She looks like the all-American girl -- beautiful blonde hair, bright blue eyes and a smile that lights the room.
But behind the facade is a confused little girl, a seductress and an intellectual. They have different names, personalities and characteristics.
They belong to Sherry, a 24-year-old Cape Girardeau resident diagnosed with dissociative identity disorder, the newest name for multiple personality disorder.
Perhaps the new name is more appropriate, as the illness begins with typical daydreaming, or dissociating, and ends up with completely different personalities handling stress for the victim.
Psychotherapy professionals estimate that 97 percent of people with DID are victims of severe child abuse. By severe, they mean instances of abuse unfathomable by typical families.
Sherry's abusers began shaking and hitting her when she was 2 weeks old, then progressed to sticking objects in her vagina when she was 6 months old.
Sherry's mother told her later in life about some of the incidents. But as she aged, she remembered, and her life became a nightmare.
"My stepfather did it the longest -- almost every day," Sherry said. "Once he didn't do it on Christmas, and I just looked at the lights on the tree, and I couldn't understand what was wrong."
When she was 4, a friend of the family volunteered to "watch" Sherry. He gave her I.V. drugs, watched the reaction, then raped her.
When she was 6, her parents left on a trip and she was left locked outside the house, sleeping with the family dog and eating persimmons.
When she was 8, her family and some of their friends gave her vodka and made her smoke pot, then shoved her into an animal cage and started poking sticks at her.
It went on for years, while her family functioned in the community with no one suspecting the situation. Finally, when Sherry was 13, someone noticed their behavior and she briefly was in a foster home.
But Sherry was a straight-A student obsessed with psychology. She read the books and knew what to say to keep her family from being investigated further. If she failed, they told her, she would be killed.
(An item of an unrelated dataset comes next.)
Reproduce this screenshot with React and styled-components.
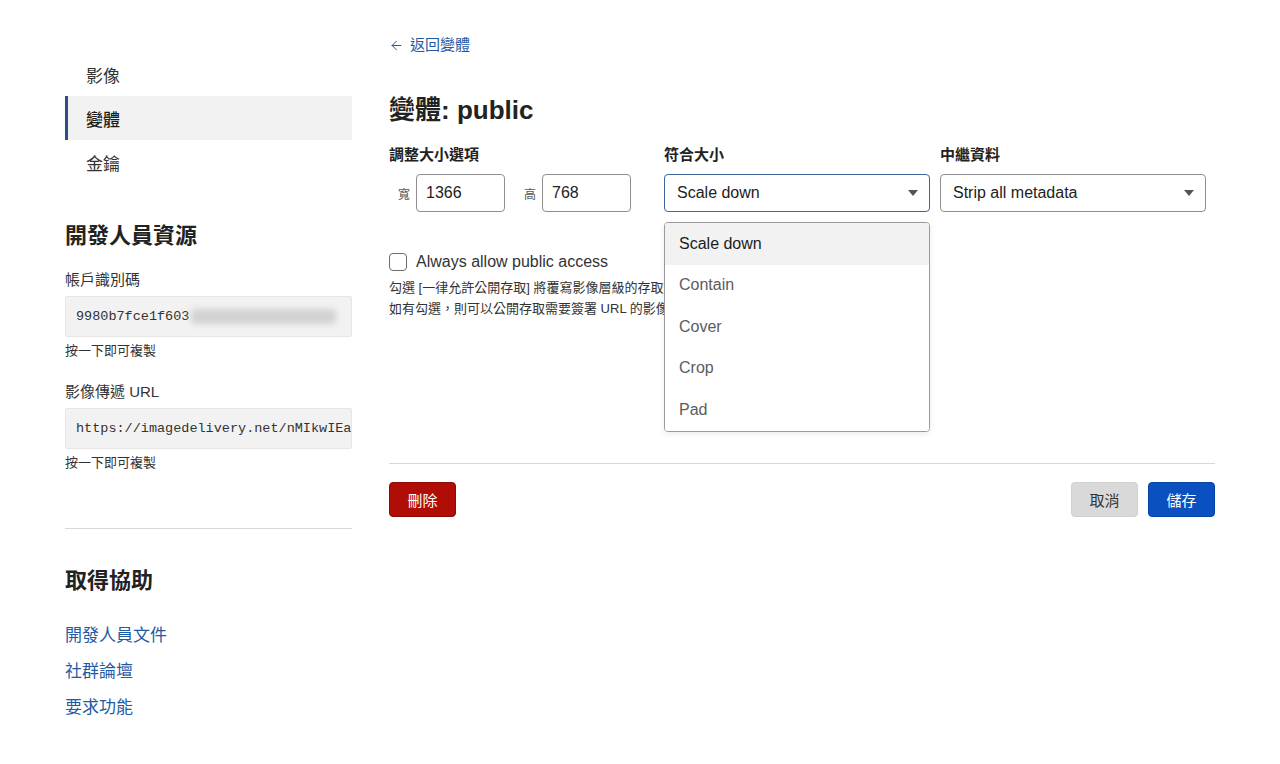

The lies worked, and the case worker returned her to her family.
No charges have ever been brought against the people who abused Sherry, and she remains reluctant to pursue the matter.
Society failed Sherry -- there wasn't any more disturbance from social agencies for the rest of her stay at home, even though she confided in a teacher and in her mother. By age 17, she already had developed most of her personalities and left home to be in more abusive relationships.
She tried the police academy, cosmetology school, mechanical engineering classes, nursing school -- dropping out of all of them after a few months. She was a security guard, managed a jewelry store, but couldn't keep a job.
The problem was her other personalities. She blacked out for hours or days and turned up in different towns, or depression drove her to stay in bed for weeks at a time, only getting up to use the bathroom.
She finally made a friend in Teri Wondra, who drives her to appointments when a childish personality emerges and Sherry can't drive. Over the years, Wondra has grown used to her friend's behavior.
"Sometimes I don't know who it is I'm meeting," Wondra said. "Maybe I haven't been around her when the personality has emerged before, but sometimes I know because of her hairstyle or the way she speaks."
When she was 19, Sherry began therapy for everything from manic-depression to alcoholism to bulimia. It was just this year a Cape Girardeau psychologist diagnosed her real problem. Now Sherry goes to a counselor in Cape Girardeau and a psychologist in St. Louis, and things are getting better.
In her 10 years in practice, Beverly Stott, Sherry's Cape Girardeau counselor, hasn't treated anyone else with multiple personalities, but there are basic therapies for anyone who has a dissociative disorder, she said.
"Multiples dissociate during abuse," she said. "But in the cases of DID, they don't come back to where they were originally. They develop another personality who copes. It's a very, very difficult thing to understand."
And understanding isn't encouraged by the way Hollywood portrays multiples -- maniacs whose personalities speak out loud to each other in public, murderers who kill under one personality and reassume another. This is untrue in the vast majority of cases, as most multiples turn violence on themselves.
Stott is working to help Sherry trust people again. The client must learn the difference between the real and unreal and discover her likes and dislikes.
Dr. Harry Bradley, the St. Louis psychologist, is helping Sherry through Eye Movement Desensitization/Reprocessing therapy. Basically, Sherry must remember bad childhood experiences and what she felt while they happened. Then she must replace the bad feelings with positive reinforcement -- instead of blaming herself for molestation, she should remember that she was a helpless child.
While doing all this, Bradley uses a small light to direct her eyes this way and that, stimulating the synapses in her brain to process information.
He said the process should lead Sherry to resolution, ending her need for dissociation and improving day-to-day life.
And Sherry has some big plans, too. She wants to return to school, this time studying her true love, psychology, and to be a strong, whole person.